The Supreme Court’s latest pronouncement on this subject, Ross v. Bernhard, 396 U.S. 531, 538 n. 10, 90 S.Ct. 733, 738, 24 L.Ed.2d 729 (1970), announced a three-fold test to determine the “legal nature of an issue”:
“As our cases indicate, the ‘legal’ nature of an issue is determined by considering, first, the pre-merger custom with reference to such questions; second, the remedy sought; and third, the practical abilities and limitations of juries.” (Emphasis added.)
The third prong of this test is devoid of cited authority and has been regarded by some as a departure, perhaps unintentional, from former law.5 However, it is clear that where the “remedy sought” necessarily involves determination of complexities that “only a court of equity can satisfactorily unravel,” the “practical abilities and limitations of juries” are also necessarily involved and must be considered in evaluating the right to a jury trial. The adequacy of the legal remedy necessarily involves the adequacy of the jury and its competency to find the facts. The rule of Beacon Theatres and Dairy Queen is itself “an equitable doctrine,” [Katchen v. Landy, 382 U.S. 323, 339, 86 S.Ct. 467, 15 L.Ed.2d 391 (1966)], and the traditional equity powers of the Court certainly include the power to strike a jury demand when to allow it to stand would work an injustice.
Pre-Merger Custom
The pre-merger custom regarding a right to a jury trial in private antitrust actions is as Justice Holmes stated in Fleitmann v. Welsbach Co., 240 U.S. 27, 29, 36 S.Ct. 233, 234, 60 L.Ed. 505 (1916):
“[W]e agree with the courts below that when penalty of triple damages is sought to be inflicted, the statute should not be read as attempting to authorize liability to be enforced otherwise than through the verdict of a jury in a court of common law.”

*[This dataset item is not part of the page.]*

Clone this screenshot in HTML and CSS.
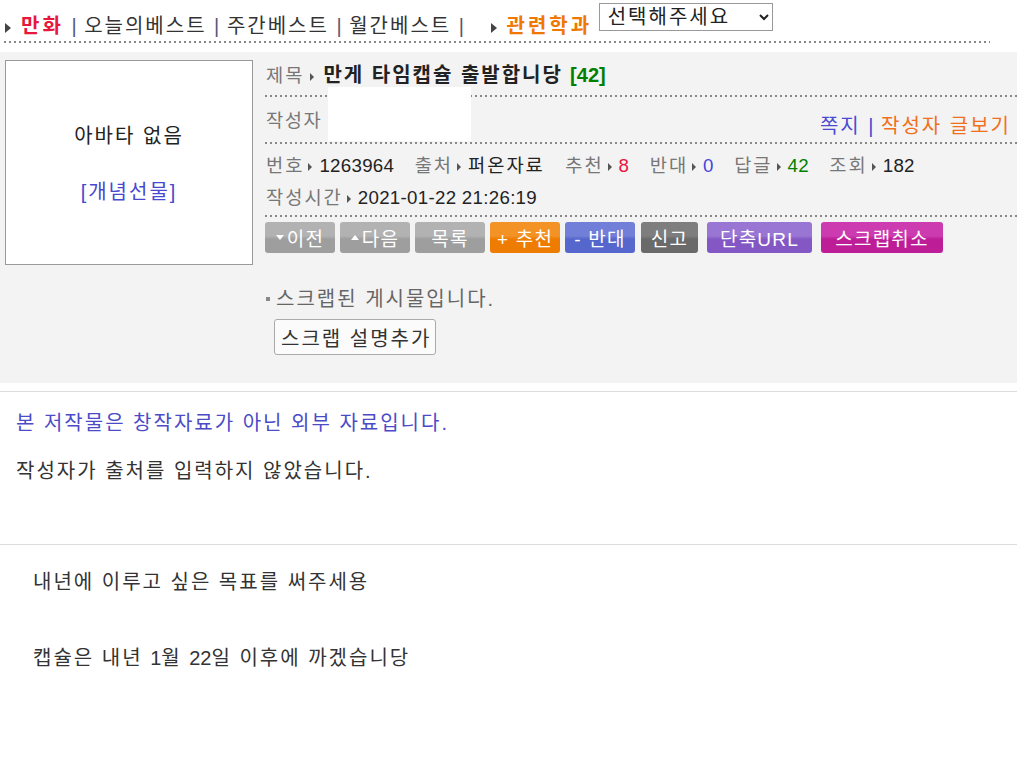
FILE: index.html
```html
<!DOCTYPE html>
<html lang="ko">
<head>
<meta charset="utf-8">
<title>만게 타임캡슐 출발합니당</title>
<link rel="stylesheet" href="styles.css">
</head>
<body>
<div class="nav">
  <span class="tri"></span><a class="nav-main">만화</a>
  <span class="sep">|</span> <a class="nav-link">오늘의베스트</a>
  <span class="sep">|</span> <a class="nav-link">주간베스트</a>
  <span class="sep">|</span> <a class="nav-link">월간베스트</a>
  <span class="sep">|</span>
  <span class="tri tri-gap"></span><a class="nav-dept">관련학과</a>
  <select class="dept-select"><option>선택해주세요</option></select>
</div>
<div class="nav-dots"></div>

<div class="panel">
  <div class="avatar">
    <div class="avatar-none">아바타 없음</div>
    <a class="gift">[개념선물]</a>
  </div>
  <div class="info">
    <div class="row-title">
      <span class="lbl">제목</span><span class="arr arr-title"></span><span class="subject">만게 타임캡슐 출발합니당</span> <span class="cnt num">[42]</span>
    </div>
    <div class="dots"></div>
    <div class="row-author">
      <span class="lbl">작성자</span>
      <span class="nick"></span>
      <span class="author-links"><a class="memo">쪽지</a> <span class="sep2">|</span> <a class="posts">작성자 글보기</a></span>
    </div>
    <div class="dots"></div>
    <div class="row-meta">
      <span class="item"><span class="lbl">번호</span><span class="arr"></span><span class="num">1263964</span></span>
      <span class="item"><span class="lbl">출처</span><span class="arr"></span>퍼온자료</span>
      <span class="item"><span class="lbl">추천</span><span class="arr"></span><span class="v-red num">8</span></span>
      <span class="item"><span class="lbl">반대</span><span class="arr"></span><span class="v-blue num">0</span></span>
      <span class="item"><span class="lbl">답글</span><span class="arr"></span><span class="v-green num">42</span></span>
      <span class="item"><span class="lbl">조회</span><span class="arr"></span><span class="num">182</span></span>
    </div>
    <div class="row-meta row-time">
      <span class="item"><span class="lbl">작성시간</span><span class="arr"></span><span class="num">2021-01-22 21:26:19</span></span>
    </div>
    <div class="dots"></div>
    <div class="btns">
      <a class="btn b-gray"><span class="mini-tri down"></span>이전</a>
      <a class="btn b-gray"><span class="mini-tri up"></span>다음</a>
      <a class="btn b-gray">목록</a>
      <a class="btn b-orange">+ 추천</a>
      <a class="btn b-blue">- 반대</a>
      <a class="btn b-dark">신고</a>
      <a class="btn b-purple">단축URL</a>
      <a class="btn b-magenta">스크랩취소</a>
    </div>
    <div class="scrap-note"><span class="sq"></span>스크랩된 게시물입니다.</div>
    <button class="scrap-btn">스크랩 설명추가</button>
  </div>
</div>

<div class="rule"></div>
<div class="source">
  <p class="src-blue">본 저작물은 창작자료가 아닌 외부 자료입니다.</p>
  <p class="src-none">작성자가 출처를 입력하지 않았습니다.</p>
</div>
<div class="rule"></div>
<div class="content">
  <p>내년에 이루고 싶은 목표를 써주세용</p>
  <p>캡슐은 내년 <span class="num">1</span>월 <span class="num">22</span>일 이후에 까겠습니당</p>
</div>
</body>
</html>
```
FILE: styles.css
```css
html, body {
  margin: 0;
  padding: 0;
  background: #fff;
}
body {
  font-family: "Liberation Sans", "Noto Sans CJK KR", sans-serif;
  font-size: 20px;
  letter-spacing: 2px;
  color: #333;
}
a { text-decoration: none; cursor: pointer; }
.num { letter-spacing: 0; }

/* top nav */
.nav {
  padding: 10px 0 0 5px;
  height: 31px;
  line-height: 32px;
  white-space: nowrap;
}
.tri {
  display: inline-block;
  width: 0;
  height: 0;
  border-top: 5px solid transparent;
  border-bottom: 5px solid transparent;
  border-left: 6px solid #444;
  margin-right: 10px;
  vertical-align: 0px;
}
.tri-gap { margin-left: 19px; }
.nav-main { color: #e8173c; font-weight: bold; letter-spacing: 3px; }
.nav-dept { color: #f07800; font-weight: bold; letter-spacing: 3px; }
.nav-link { color: #333; }
.sep { color: #557; margin: 0; letter-spacing: 0; }
.dept-select {
  vertical-align: top;
  margin: -7px 0 0 -1px;
  width: 174px;
  height: 28px;
  font-family: "Liberation Sans", "Noto Sans CJK KR", sans-serif;
  font-size: 20px;
  letter-spacing: 2px;
  color: #222;
  border: 1px solid #999;
  background: #fff;
  padding: 0 4px;
  border-radius: 0;
}
.nav-dots {
  margin: 0 0 0 4px;
  width: 986px;
  height: 2px;
  background: repeating-linear-gradient(to right, #888 0 2px, transparent 2px 5px);
}

/* panel */
.panel {
  margin-top: 9px;
  background: #f3f3f3;
  display: flex;
  align-items: flex-start;
  padding: 8px 0 28px 5px;
}
.avatar {
  width: 246px;
  height: 203px;
  background: #fff;
  border: 1px solid #999;
  display: flex;
  flex-direction: column;
  align-items: center;
  flex-shrink: 0;
}
.avatar-none {
  margin-top: 60px;
  line-height: 30px;
  color: #222;
}
.gift {
  margin-top: 26px;
  line-height: 30px;
  color: #4848d0;
}
.info {
  margin-left: 12px;
  flex: 1;
  font-size: 18.7px;
  letter-spacing: 2px;
}
.info .num { letter-spacing: 0.3px; }
.lbl { color: #777; }
.arr {
  display: inline-block;
  width: 0;
  height: 0;
  border-top: 4px solid transparent;
  border-bottom: 4px solid transparent;
  border-left: 4px solid #555;
  margin: 0 7px 0 4px;
  vertical-align: 1px;
  letter-spacing: 0;
}
.arr-title { margin: 0 9px 0 6px; }
.dots {
  height: 2px;
  background: repeating-linear-gradient(to right, #888 0 2px, transparent 2px 5px);
}
.row-title {
  height: 35px;
  line-height: 30px;
  padding-left: 1px;
}
.subject { font-size: 20px; font-weight: bold; color: #222; letter-spacing: 2px; }
.info .cnt { font-size: 20px; font-weight: bold; color: #008000; letter-spacing: 0; }
.row-author {
  display: flex;
  align-items: flex-start;
  height: 45px;
  padding-left: 1px;
  padding-right: 6px;
}
.row-author .lbl { line-height: 30px; margin-top: 9px; letter-spacing: 1.6px; }
.nick {
  width: 143px;
  height: 54px;
  background: #fff;
  margin: -10px 0 0 6px;
}
.author-links {
  margin-left: auto;
  margin-top: 15px;
  line-height: 28px;
  font-size: 20px;
  letter-spacing: 2px;
}
.memo { color: #4a4ad0; }
.sep2 { color: #4a4ad0; letter-spacing: 0; }
.posts { color: #f07020; }
.row-meta {
  padding: 6px 0 0 1px;
  height: 31px;
  line-height: 31px;
  color: #222;
  white-space: nowrap;
}
.row-time { padding-top: 1px; height: 33px; }
.item { margin-right: 13.2px; }
.v-red { color: #e8173c; }
.v-blue { color: #4444dd; }
.v-green { color: #008000; }

/* buttons */
.btns {
  display: flex;
  gap: 5px;
  margin-top: 5px;
}
.btn {
  display: flex;
  align-items: center;
  justify-content: center;
  width: 70px;
  height: 31px;
  border-radius: 3px;
  color: #fff;
  font-size: 19px;
  box-sizing: border-box;
  letter-spacing: 1.2px;
}
.b-gray { background: linear-gradient(#b2b2b2 0 45%, #9e9e9e 55% 100%); }
.b-orange { background: linear-gradient(#f39326 0 45%, #ee7c00 55% 100%); }
.b-blue { background: linear-gradient(#717fd8 0 45%, #5566cc 55% 100%); }
.b-dark { background: linear-gradient(#7e7e7e 0 45%, #6a6a6a 55% 100%); width: 57px; margin-left: 1px; }
.b-purple { background: linear-gradient(#9a76d4 0 45%, #8458c4 55% 100%); width: 105px; margin-left: 4px; }
.b-magenta { background: linear-gradient(#cc3bb0 0 45%, #bd1e98 55% 100%); width: 122px; margin-left: 4px; }
.mini-tri {
  display: inline-block;
  width: 0;
  height: 0;
  border-left: 4px solid transparent;
  border-right: 4px solid transparent;
  margin-right: 3px;
}
.mini-tri.down { border-top: 5px solid #fff; }
.mini-tri.up { border-bottom: 5px solid #fff; }

.scrap-note {
  margin-top: 31px;
  line-height: 30px;
  font-size: 20px;
  letter-spacing: 2px;
  color: #666;
  display: flex;
  align-items: center;
}
.sq {
  width: 4px;
  height: 4px;
  background: #888;
  margin: 0 6px 0 1px;
}
.scrap-btn {
  margin: 5px 0 0 9px;
  height: 36px;
  padding: 0 4px 0 6px;
  border: 1px solid #aaa;
  border-radius: 3px;
  background: #fbfbfb;
  font-family: "Liberation Sans", "Noto Sans CJK KR", sans-serif;
  font-size: 20px;
  letter-spacing: 2px;
  color: #333;
}

/* body */
.rule {
  height: 1px;
  background: #dcdcdc;
  margin-top: 8px;
}
.source {
  padding: 16px 0 0 16px;
  height: 144px;
  box-sizing: border-box;
}
.source p {
  margin: 0;
  line-height: 30px;
}
.source .src-none { margin-top: 18px; color: #333; }
.src-blue { color: #4b4bc8; }
.content {
  padding: 22px 0 0 33px;
}
.content p {
  margin: 0 0 46px;
  line-height: 30px;
  color: #333;
}
```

Although this result has been criticized and is probably not required by history, logic or statute, see, Davis v. Marathon Oil Co., 57 F.R.D. 23 (N.D.Ohio 1972), aff’d., 528 F.2d 395 (6th Cir. 1975); Finlay & Assoc., Inc. v. Borg-Warner Corp., 146 N.J.Super. 210, 369 A.2d 541, 543 n. 1 (1976), it undoubtedly represents the present consensus as to the law, and is accepted here. See, Beacon Theatres, Inc., supra; Lah v. Shell Oil Co., 50 F.R.D. 198, 199 (S.D.Ohio 1970).
Relief Sought
In their prayer for relief, plaintiffs here have demanded: (1) a declaration that defendants are in violation of Sections 1 and 2 of the Sherman Act; (2) preliminary and permanent injunctions against defendants’ violations of the antitrust laws; (3) an injunction prohibiting defendants from imposing standard publication and exploitation terms on the plaintiffs; (4) preliminary and permanent injunctions prohibiting defendants from entering into or enforcing contracts having the effect of restraining plaintiffs from making use of their compositions; (5) a declaration of defendants’ monopoly over the music publishing industry, and an order requiring defendants to divest themselves of such interests; (6) treble damages of at least $300,000,000, plus costs and attorneys’ fees; and (7) any further relief deemed just and proper.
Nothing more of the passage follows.